Looks like I'll need to figure out some Morse code instead.
posted by robocop is bleeding at 5:34 PM on July 13, 2015


. ..-. ..-. .. -.-. .. . -. -.-. -.-- / .. -. / .- .-.. .-.. / - .... .. -. --. ...
(Efficiency in all things)
posted by mmoncur at 5:16 AM on July 14, 2015 [3 favorites]


robocop: sorry about that!
Morse code sounds definitely safer :)
posted by bitteschoen at 8:48 AM on July 14, 2015


Just came back to check in on later responses, and I do have to take issue with one comment above:

"there is no such thing as translating modern languages into Latin, you can technically do that but it's not "real" Latin, you know."

Latin did not die with Cicero, Seneca, Augustine, Alcuin, Petrarch, or Erasmus. It remained a living language into the 20th century.

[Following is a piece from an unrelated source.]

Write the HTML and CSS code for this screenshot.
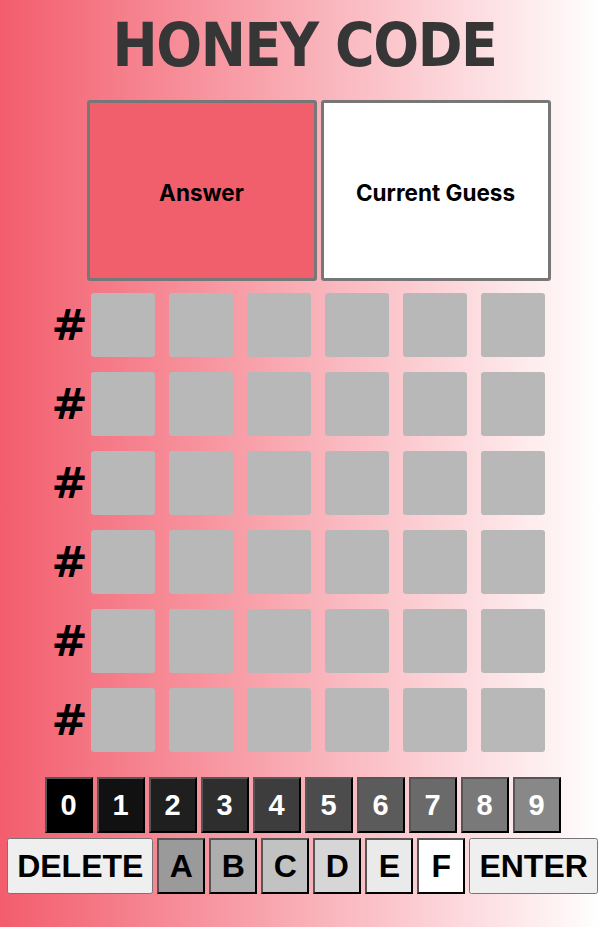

When I was in grad school in the 1990s, some of the eastern European scholarly journals that the University of Chicago Library received through exchange schemes would have Latin abstracts after the articles in Polish, Czech, or Croatian, so that people who didn't read those languages could still get the gist of the article.

And translating modern languages into Latin was a big thing not that long ago. After 1610, Galileo Galilei wrote all his works in Italian (except for the bit of De Motu that he included in his last work, the Two New Sciences), but his works were translated into Latin for non-Italian audiences.

"Neo-Latin" (as scholars say) isn't classical Latin, though it often aims for classical standards of usage and syntax. But even if it doesn't, it is still "real" Latin. Heck, Reggie Foster used to teach a course in Rome on Latin as a spoken language not that long ago, and though he has passed, I think the course is still offered.